La nouvelle constitution ivoirienne instaure aussi des changements structurels. Ainsi, elle crée un poste de vice-président. Ce dernier sera élu avec le président de la République, sur un bulletin bicéphale, et assurera un double rôle de continuité de l’exécutif. Ce nouveau poste vise, d’une part, à renforcer la séparation des pouvoirs entre le législatif et l’exécutif, avec la rupture de la succession provisoire, en cas de vacance de la présidence de la République, par le président de l’Assemblée nationale.

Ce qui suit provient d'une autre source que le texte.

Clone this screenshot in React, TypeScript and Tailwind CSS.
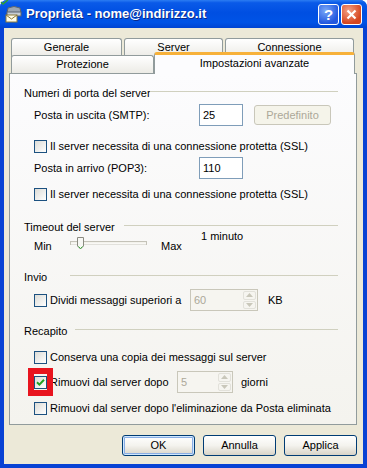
import React from 'react';

const font = "font-['Liberation_Sans',Arial,sans-serif]";

const Check = ({ checked = false }: { checked?: boolean }) => (
  <span className="w-[13px] h-[13px] shrink-0 border border-[#1C5180] bg-gradient-to-br from-[#DCDCD7] to-white flex items-center justify-center">
    {checked && (
      <svg width="9" height="9" viewBox="0 0 9 9">
        <path d="M1 4.2 L3.4 6.6 L8 1.8" fill="none" stroke="#21A121" strokeWidth="2" />
      </svg>
    )}
  </span>
);

const CheckRow = ({ label, checked = false }: { label: string; checked?: boolean }) => (
  <div className="flex items-center h-[16px] pl-[10px] gap-[3px]">
    <Check checked={checked} />
    <span className="whitespace-nowrap">{label}</span>
  </div>
);

// group title with the etched line on its right
const GroupHeader = ({ label, labelW }: { label: string; labelW: string }) => (
  <div className="flex items-center h-[14px] pr-[18px]">
    <span className={`${labelW} shrink-0 whitespace-nowrap`}>{label}</span>
    <div className="flex-1 h-px bg-[#D0D0BF] -mt-[3px]" />
  </div>
);

const TextBox = ({ value }: { value: string }) => (
  <div className="w-[44px] h-[22px] border border-[#7F9DB9] bg-white flex items-center pl-[3px]">{value}</div>
);

const Spinner = ({ value, w }: { value: string; w: string }) => (
  <div className={`${w} h-[22px] border border-[#C9C7BA] bg-[#F6F5F0] flex`}>
    <div className="flex-1 flex items-center pl-[3px] text-[#ACA899]">{value}</div>
    <div className="w-[15px] flex flex-col p-px gap-px">
      <div className="flex-1 border border-[#E2E1DA] rounded-[2px] flex items-center justify-center">
        <svg width="7" height="4" viewBox="0 0 7 4"><path d="M0 4 L3.5 0 L7 4Z" fill="#C9C7BA" /></svg>
      </div>
      <div className="flex-1 border border-[#E2E1DA] rounded-[2px] flex items-center justify-center">
        <svg width="7" height="4" viewBox="0 0 7 4"><path d="M0 0 L3.5 4 L7 0Z" fill="#C9C7BA" /></svg>
      </div>
    </div>
  </div>
);

const Tab = ({ label, w }: { label: string; w: string }) => (
  <div className={`${w} h-full border border-b-0 border-[#919B9C] rounded-t-[3px] bg-gradient-to-b from-white to-[#ECEBE6] flex items-center justify-center pb-[2px]`}>
    {label}
  </div>
);

const DlgButton = ({ label, isDefault = false }: { label: string; isDefault?: boolean }) => (
  <button
    className={`w-[73px] h-[21px] border border-[#003C74] rounded-[3px] bg-gradient-to-b from-white via-[#F4F3EE] to-[#D8D4C8] flex items-center justify-center ${
      isDefault ? 'shadow-[inset_0_0_0_1px_#CEE7FF,inset_0_0_0_2px_#89ADE4]' : ''
    }`}
  >
    {label}
  </button>
);

const TitleIcon = () => (
  <svg width="18" height="17" viewBox="0 0 18 17">
    <path d="M3 2 Q9 -1 15 2 L16 7 L2 7 Z" fill="#9DA7B2" stroke="#5B6570" strokeWidth="1" />
    <rect x="2" y="6" width="14" height="4" fill="#C6CDD4" stroke="#5B6570" strokeWidth="1" />
    <rect x="1" y="9" width="11" height="7" fill="#FFFDE8" stroke="#8C7A3A" strokeWidth="1" />
    <path d="M1 9 L6.5 13 L12 9" fill="none" stroke="#8C7A3A" strokeWidth="1" />
  </svg>
);

export default function App() {
  return (
    <div className={`${font} text-[11px] text-black bg-white w-[367px] h-[468px] relative`}>
      <svg className="absolute left-0 top-0 z-20" width="9" height="5" viewBox="0 0 9 5">
        <path d="M1 2 L3 4 L8 0" fill="none" stroke="#2FA02F" strokeWidth="1.5" />
      </svg>
      <div className="w-[367px] h-[468px] flex flex-col rounded-t-[7px] overflow-hidden bg-[#0842D4]">
        {/* title bar */}
        <div className="h-[28px] shrink-0 flex items-center pl-[5px] pr-[5px] bg-[linear-gradient(180deg,#2C7DF2_0%,#0A5AE8_10%,#004FE2_45%,#0053E6_80%,#0044D2_100%)]">
          <TitleIcon />
          <span className="ml-[3px] text-[13px] font-bold text-white [text-shadow:1px_1px_0_#0A2A8A] whitespace-nowrap">
            Proprietà - nome@indirizzo.it
          </span>
          <div className="flex-1" />
          <div className="w-[21px] h-[21px] rounded-[3px] border border-white bg-[radial-gradient(circle_at_35%_30%,#7AA8F8,#2358DF_70%)] flex items-center justify-center text-white font-bold text-[15px] leading-none">
            ?
          </div>
          <div className="ml-[2px] w-[21px] h-[21px] rounded-[3px] border border-white bg-[radial-gradient(circle_at_35%_30%,#F4A185,#D6461F_70%)] flex items-center justify-center">
            <svg width="11" height="11" viewBox="0 0 11 11">
              <path d="M1.5 1.5 L9.5 9.5 M9.5 1.5 L1.5 9.5" stroke="white" strokeWidth="2.2" />
            </svg>
          </div>
        </div>

        {/* body */}
        <div className="mx-[4px] h-[436px] bg-[#ECE9D8] flex flex-col pl-[5px] pr-[6px] pt-[10px]">
          {/* tabs */}
          <div className="h-[19px] flex pl-[2px] gap-[2px]">
            <Tab label="Generale" w="w-[111px]" />
            <Tab label="Server" w="w-[99px]" />
            <Tab label="Connessione" w="w-[129px]" />
          </div>
          <div className="h-[17px] flex items-end pl-[2px] relative z-10 -mt-px">
            <div className="w-[143px] h-[18px] border border-b-0 border-[#919B9C] rounded-t-[3px] bg-gradient-to-b from-white to-[#ECEBE6] flex items-center justify-center">
              Protezione
            </div>
            <div className="w-[201px] h-[22px] -mb-px border border-b-0 border-[#919B9C] border-t-[3px] border-t-[#F7B13A] rounded-t-[3px] bg-[#FCFCFE] flex items-center justify-center pb-[2px]">
              Impostazioni avanzate
            </div>
          </div>

          {/* panel */}
          <div className="h-[352px] border border-[#919B9C] bg-gradient-to-b from-[#FCFCFE] to-[#F4F3EE] flex flex-col pl-[14px] pt-[12px]">
            <GroupHeader label="Numeri di porta del server" labelW="w-[126px]" />
            <div className="mt-[4px] h-[22px] flex items-center">
              <span className="pl-[10px] w-[175px]">Posta in uscita (SMTP):</span>
              <TextBox value="25" />
              <div className="ml-[11px] w-[77px] h-[20px] border border-[#C9C7BA] rounded-[3px] bg-[#F5F4EA] text-[#ACA899] flex items-center justify-center">
                Predefinito
              </div>
            </div>
            <div className="mt-[12px]">
              <CheckRow label="Il server necessita di una connessione protetta (SSL)" />
            </div>
            <div className="mt-[3px] h-[22px] flex items-center">
              <span className="pl-[10px] w-[175px]">Posta in arrivo (POP3):</span>
              <TextBox value="110" />
            </div>
            <div className="mt-[7px]">
              <CheckRow label="Il server necessita di una connessione protetta (SSL)" />
            </div>

            <div className="mt-[18px]">
              <GroupHeader label="Timeout del server" labelW="w-[100px]" />
            </div>
            <div className="-mt-[4px] h-[22px] flex">
              <span className="pl-[10px] w-[46px] self-end leading-[12px]">Min</span>
              <svg className="self-end mb-[1px]" width="77" height="15" viewBox="0 0 77 15">
                <rect x="0.5" y="5.5" width="76" height="3" fill="#F3F2EC" stroke="#C4C2B8" />
                <line x1="1" y1="8" x2="76" y2="8" stroke="#FFFFFF" />
                <path d="M7.5 1.5 H13.5 V10 L10.5 13 L7.5 10 Z" fill="#F7F7F4" stroke="#8A8A80" />
                <path d="M8.5 10.5 L10.5 12.5 L12.5 10.5" fill="none" stroke="#3FB43F" />
              </svg>
              <span className="ml-[14px] w-[40px] self-end leading-[12px]">Max</span>
              <span className="self-start leading-[12px]">1 minuto</span>
            </div>

            <div className="mt-[18px]">
              <GroupHeader label="Invio" labelW="w-[46px]" />
            </div>
            <div className="mt-[5px] h-[22px] flex items-center">
              <div className="w-[166px]">
                <CheckRow label="Dividi messaggi superiori a" />
              </div>
              <Spinner value="60" w="w-[68px]" />
              <span className="ml-[10px]">KB</span>
            </div>

            <div className="mt-[13px]">
              <GroupHeader label="Recapito" labelW="w-[51px]" />
            </div>
            <div className="mt-[11px]">
              <CheckRow label="Conserva una copia dei messaggi sul server" />
            </div>
            <div className="mt-[6px] h-[22px] flex items-center relative">
              <div className="w-[153px]">
                <CheckRow label="Rimuovi dal server dopo" checked />
              </div>
              <Spinner value="5" w="w-[56px]" />
              <span className="ml-[8px]">giorni</span>
              {/* red highlight frame */}
              <div className="absolute left-[4px] top-[-3px] w-[25px] h-[28px] border-[6px] border-[#E8141E]" />
            </div>
            <div className="mt-[7px]">
              <CheckRow label="Rimuovi dal server dopo l'eliminazione da Posta eliminata" />
            </div>
          </div>

          {/* dialog buttons */}
          <div className="mt-[10px] flex justify-end gap-[8px]">
            <DlgButton label="OK" isDefault />
            <DlgButton label="Annulla" />
            <DlgButton label="Applica" />
          </div>
        </div>
      </div>
    </div>
  );
}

La nouvelle constitution prévoit également la création d’un Sénat. La « chambre basse » ainsi instituée doit accueillir les représentants de la société civile, des ensembles régionaux, des partis politiques, de la Chefferie traditionnelle, des guides religieux, des femmes, des jeunes, ect. Le Sénat serait alors la voix des minorités dont la visibilité est réduite à l’assemblée, où la majorité fait loi – un choix de laïcité intéressant dans un pays où de profondes divisions religieuses persistent. L’objectif affiché est de faire entendre une voix alternative afin d’enrichir le débat législatif, tout en assurant que le dernier mot soit une prérogative de l’Assemblée Nationale, car elle est l’émanation directe du peuple ivoirien dans son ensemble. « Toutes ces réformes ont pour but ultime de doter la Côte d’Ivoire d’une Constitution moderne et de mettre en place des Institutions cohérentes, fortes, respectueuses de la diversité et protectrices des libertés », expliquait Alassane Ouattara en amont du vote. Un pari de vivre ensemble, donc, qui ne sera cependant possible qu’avec l’aval – et la bonne foi – de l’opposition.